App stores can also be fragmentary. Certain apps — and even some content like popular e-books — are available exclusively on individual app stores. That makes for a frustrating user experience.
“The industry is in a phase right now where we’ve gone from almost complete interoperability between devices to one that is highly splintered,” says Al Gillen, analyst at IDC. “The implication is when you select a device, no matter how cool it is, if the ecosystem that supports the device doesn’t have all the things you want, that’s going to discourage you from buying it.”
This is a new problem for Microsoft, at least in the desktop realm. With a 92% share of PCs and an open platform, Windows users have never really had to worry about whether certain software will run on Windows. It’s pretty much a given that it will.
But for Windows 8, Microsoft is skewing in the Apple direction. Standard Windows 8 PCs will come with two modes: The touch-based “Metro” interface and a more traditional desktop mode. Metro apps will only be available through Microsoft’s app store.
Users can still install traditional software in desktop mode — with one big and critical exception. Microsoft is selling a second version of its new Windows software, called Windows RT, which will run on the power-sipping ARM-based processors that power the vast majority of smartphones and tablets.
Third-party software for Windows RT will only be available through Microsoft’s app store.
It’s pretty clearly the thin end of a wedge.
“Windows 8 is a transitional product — Microsoft’s awkward teenage stage of growing into a post-PC world,” says Sarah Rotman Epps, an analyst at Forrester Research. “ARM () and Metro are the future of the Windows platform, but they’re not ready to completely get rid of the desktop just yet.”
Microsoft itself expects Metro to ultimately replace the traditional desktop experience. It’s Microsoft’s main play in fast-growth areas like the tablet market. By 2016, Metro tablets will represent 17% of the global tablet market share, Forrester Research predicts.
That has some developers wary about the controls Microsoft is putting in place.
Firefox browser maker Mozilla fired off an angry blog post earlier this month lambasting Microsoft for “an unwelcome return to the digital dark ages.” Google echoed Mozilla, saying Windows RT is “restricting user choice and innovation.”
A Microsoft representative declined to respond to those criticisms.
Here’s what Google and Mozilla are really worried about: When Windows RT users switch to desktop mode, Microsoft’s Internet Explorer will be the only browser option.
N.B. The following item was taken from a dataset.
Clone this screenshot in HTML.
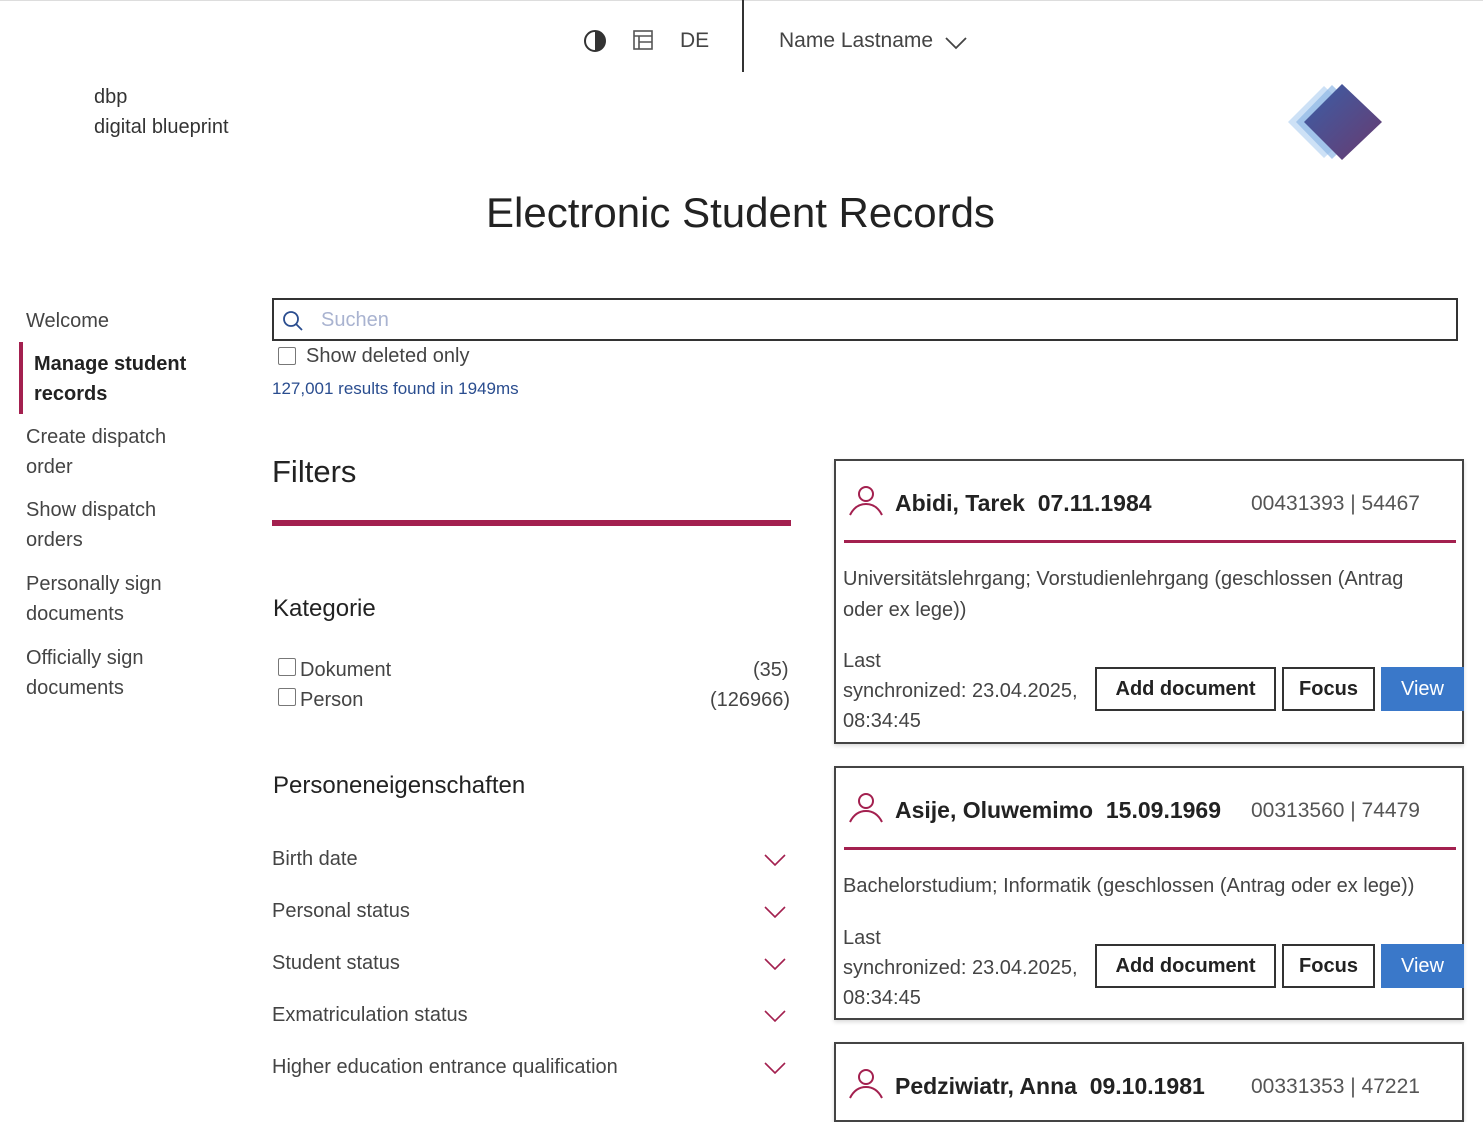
<!DOCTYPE html>
<html><head><meta charset="utf-8"><style>
body{margin:0;width:1483px;height:1096px;overflow:hidden;background:#fff;font-family:"Liberation Sans",sans-serif;color:#333;position:relative}
.a{position:absolute;white-space:nowrap}
.nav{font-size:20px;color:#444;line-height:30px}
.card{position:absolute;left:834px;width:630px;border:2px solid #444;box-sizing:border-box;background:#fff;box-shadow:0 2px 4px rgba(0,0,0,.15)}
.line{position:absolute;left:8px;right:6px;height:3px;background:#a3204f}
.btn{position:absolute;height:44px;box-sizing:border-box;border:2px solid #333;font-size:20px;font-weight:bold;color:#222;display:flex;align-items:center;justify-content:center;background:#fff}
.view{background:#3a78c9;border-color:#3a78c9;color:#fff;font-weight:normal}
.fl{font-size:20px;color:#444}
.chev{position:absolute;left:764px;width:22px;height:12px}
</style></head><body>
<div class="a" style="left:0;top:0;width:1483px;height:1px;background:#ddd"></div>
<svg class="a" style="left:583px;top:29px" width="24" height="24" viewBox="0 0 24 24"><circle cx="12" cy="12" r="10" fill="none" stroke="#333" stroke-width="2"/><path d="M12 2a10 10 0 0 1 0 20z" fill="#333"/></svg>
<svg class="a" style="left:632px;top:29px" width="22" height="22" viewBox="0 0 22 22" fill="none" stroke="#555" stroke-width="1.6"><rect x="2" y="2" width="18" height="18"/><path d="M2 7h18M7 7v13M7 13h13"/></svg>
<div class="a" style="left:680px;top:29px;font-size:21px;color:#444">DE</div>
<div class="a" style="left:742px;top:0;width:2px;height:72px;background:#333"></div>
<div class="a" style="left:779px;top:29px;font-size:21px;color:#444">Name Lastname</div>
<svg class="a" style="left:945px;top:36px" width="22" height="14" viewBox="0 0 22 14"><path d="M1 2l10 10 10-10" fill="none" stroke="#444" stroke-width="1.8"/></svg>
<div class="a" style="left:94px;top:82px;font-size:20px;color:#333;line-height:30px">dbp<br>digital blueprint</div>
<svg class="a" style="left:1288px;top:82px" width="96" height="80" viewBox="0 0 96 80">
<defs><linearGradient id="g" x1="0" y1="0" x2="1" y2="1"><stop offset="0" stop-color="#3a5fa8"/><stop offset="1" stop-color="#6a3a6e"/></linearGradient></defs>
<polygon points="36,4 74,40 36,76 0,40" fill="#b8d4f2" opacity=".7"/>
<polygon points="44,3 82,40 44,77 8,40" fill="#8fb8e6" opacity=".7"/>
<polygon points="54,2 94,40 54,78 16,40" fill="url(#g)"/>
</svg>
<div class="a" style="left:486px;top:189px;font-size:42px;color:#222">Electronic Student Records</div>

<div class="a nav" style="left:26px;top:306px">Welcome</div>
<div class="a" style="left:19px;top:342px;width:4px;height:72px;background:#a3204f"></div>
<div class="a nav" style="left:34px;top:349px;font-weight:bold;color:#222">Manage student<br>records</div>
<div class="a nav" style="left:26px;top:422px">Create dispatch<br>order</div>
<div class="a nav" style="left:26px;top:495px">Show dispatch<br>orders</div>
<div class="a nav" style="left:26px;top:569px">Personally sign<br>documents</div>
<div class="a nav" style="left:26px;top:643px">Officially sign<br>documents</div>

<div class="a" style="left:272px;top:298px;width:1186px;height:43px;border:2px solid #333;box-sizing:border-box"></div>
<svg class="a" style="left:282px;top:310px" width="22" height="22" viewBox="0 0 22 22"><circle cx="9" cy="9" r="7" fill="none" stroke="#2a4d8f" stroke-width="1.8"/><path d="M14 14l6 6" stroke="#2a4d8f" stroke-width="1.8"/></svg>
<div class="a" style="left:321px;top:309px;font-size:20px;color:#a9b3d0">Suchen</div>
<div class="a" style="left:278px;top:347px;width:18px;height:18px;border:1.5px solid #777;border-radius:2px;box-sizing:border-box"></div>
<div class="a" style="left:306px;top:345px;font-size:20px;color:#444">Show deleted only</div>
<div class="a" style="left:272px;top:379px;font-size:17px;color:#2a4d8f">127,001 results found in 1949ms</div>

<div class="a" style="left:272px;top:454px;font-size:31px;color:#222">Filters</div>
<div class="a" style="left:272px;top:520px;width:519px;height:6px;background:#a3204f"></div>
<div class="a" style="left:273px;top:595px;font-size:24px;color:#222">Kategorie</div>
<div class="a" style="left:278px;top:658px;width:18px;height:18px;border:1.5px solid #777;border-radius:2px;box-sizing:border-box"></div>
<div class="a fl" style="left:300px;top:659px">Dokument</div>
<div class="a fl" style="left:753px;top:659px">(35)</div>
<div class="a" style="left:278px;top:688px;width:18px;height:18px;border:1.5px solid #777;border-radius:2px;box-sizing:border-box"></div>
<div class="a fl" style="left:300px;top:689px">Person</div>
<div class="a fl" style="left:710px;top:689px">(126966)</div>
<div class="a" style="left:273px;top:772px;font-size:24px;color:#222">Personeneigenschaften</div>
<div class="a fl" style="left:272px;top:848px">Birth date</div>
<div class="a fl" style="left:272px;top:900px">Personal status</div>
<div class="a fl" style="left:272px;top:952px">Student status</div>
<div class="a fl" style="left:272px;top:1004px">Exmatriculation status</div>
<div class="a fl" style="left:272px;top:1056px">Higher education entrance qualification</div>
<svg class="chev" style="top:854px" viewBox="0 0 22 12"><path d="M1 1l10 10 10-10" fill="none" stroke="#a3204f" stroke-width="1.6"/></svg>
<svg class="chev" style="top:906px" viewBox="0 0 22 12"><path d="M1 1l10 10 10-10" fill="none" stroke="#a3204f" stroke-width="1.6"/></svg>
<svg class="chev" style="top:958px" viewBox="0 0 22 12"><path d="M1 1l10 10 10-10" fill="none" stroke="#a3204f" stroke-width="1.6"/></svg>
<svg class="chev" style="top:1010px" viewBox="0 0 22 12"><path d="M1 1l10 10 10-10" fill="none" stroke="#a3204f" stroke-width="1.6"/></svg>
<svg class="chev" style="top:1062px" viewBox="0 0 22 12"><path d="M1 1l10 10 10-10" fill="none" stroke="#a3204f" stroke-width="1.6"/></svg>

<div class="card" style="top:459px;height:285px">
<svg class="a" style="left:12px;top:24px" width="36" height="32" viewBox="0 0 36 32"><circle cx="18" cy="9" r="7" fill="none" stroke="#a3204f" stroke-width="2"/><path d="M2 30c4-8 10-11 16-11s12 3 16 11" fill="none" stroke="#a3204f" stroke-width="2"/></svg>
<div class="a" style="left:59px;top:29px;font-size:23px;font-weight:bold;color:#222">Abidi, Tarek&nbsp; 07.11.1984</div>
<div class="a" style="left:415px;top:31px;font-size:21px;color:#555">00431393 | 54467</div>
<div class="line" style="top:79px"></div>
<div class="a" style="left:7px;top:103px;font-size:20px;color:#444;line-height:31px">Universitätslehrgang; Vorstudienlehrgang (geschlossen (Antrag<br>oder ex lege))</div>
<div class="a" style="left:7px;top:185px;font-size:20px;color:#444;line-height:30px">Last<br>synchronized: 23.04.2025,<br>08:34:45</div>
<div class="btn" style="left:259px;top:206px;width:181px">Add document</div>
<div class="btn" style="left:446px;top:206px;width:93px">Focus</div>
<div class="btn view" style="left:545px;top:206px;width:83px">View</div>
</div>

<div class="card" style="top:766px;height:254px">
<svg class="a" style="left:12px;top:24px" width="36" height="32" viewBox="0 0 36 32"><circle cx="18" cy="9" r="7" fill="none" stroke="#a3204f" stroke-width="2"/><path d="M2 30c4-8 10-11 16-11s12 3 16 11" fill="none" stroke="#a3204f" stroke-width="2"/></svg>
<div class="a" style="left:59px;top:29px;font-size:23px;font-weight:bold;color:#222">Asije, Oluwemimo&nbsp; 15.09.1969</div>
<div class="a" style="left:415px;top:31px;font-size:21px;color:#555">00313560 | 74479</div>
<div class="line" style="top:79px"></div>
<div class="a" style="left:7px;top:103px;font-size:20px;color:#444;line-height:31px">Bachelorstudium; Informatik (geschlossen (Antrag oder ex lege))</div>
<div class="a" style="left:7px;top:155px;font-size:20px;color:#444;line-height:30px">Last<br>synchronized: 23.04.2025,<br>08:34:45</div>
<div class="btn" style="left:259px;top:176px;width:181px">Add document</div>
<div class="btn" style="left:446px;top:176px;width:93px">Focus</div>
<div class="btn view" style="left:545px;top:176px;width:83px">View</div>
</div>

<div class="card" style="top:1042px;height:80px">
<svg class="a" style="left:12px;top:24px" width="36" height="32" viewBox="0 0 36 32"><circle cx="18" cy="9" r="7" fill="none" stroke="#a3204f" stroke-width="2"/><path d="M2 30c4-8 10-11 16-11s12 3 16 11" fill="none" stroke="#a3204f" stroke-width="2"/></svg>
<div class="a" style="left:59px;top:29px;font-size:23px;font-weight:bold;color:#222">Pedziwiatr, Anna&nbsp; 09.10.1981</div>
<div class="a" style="left:415px;top:31px;font-size:21px;color:#555">00331353 | 47221</div>
</div>
</body></html>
That’s similar to how Apple once operated — Safari was the only browser it allowed on the iPhone for years — but developers cite it as an ominous sign.
Welcome to the curated world of Windows.
“You’re completely under the mercy of whichever company is running the application store,” says Tim Tisdall, a freelance software developer familiar with multiple app stores. “I don’t know if many existing Windows developers are going to want to start opting in to a model where their entire future is dependent on Microsoft ‘allowing’ them to continue.”
There’s a flip side, of course. Where some see restrictions, others see opportunity.
“All app stores have their quirks, but we love them, because they give us a phenomenal opportunity for distribution,” says Brian Phillips, product “guru” at Flixter, a movie reviews and show times app. “More consumers discover us through app stores.”
A powerful Microsoft app store would give apps access to Windows’ “huge user base,” echoed Pascal Rachenuer, head of interactive Media at AccuWeather.
It could also give users a better software experience. A curated app store would give Microsoft the opportunity to restrict the manufacturer-installed bloatware that has plagued PCs for generations, IDC’s Gillen points out.
Still, there’s something uncomfortable about Microsoft, convicted a decade ago of using its monopolistic power to illegally squash rivals, holding veto rights over its customers’ computing experience.
Apple, the benevolent tyrant ruling the iEverything universe, has trained us to cede control on tablets and smartphones — something millions of customers do happily. The twist here is the way the device lines are blurring. Apple still keeps its Mac and iOS realms separate. Microsoft wants to collapse mobile devices and the desktop into one ecosystem.
Will the Apple model work on traditional PCs? Thanks to Microsoft, we’re about to find out.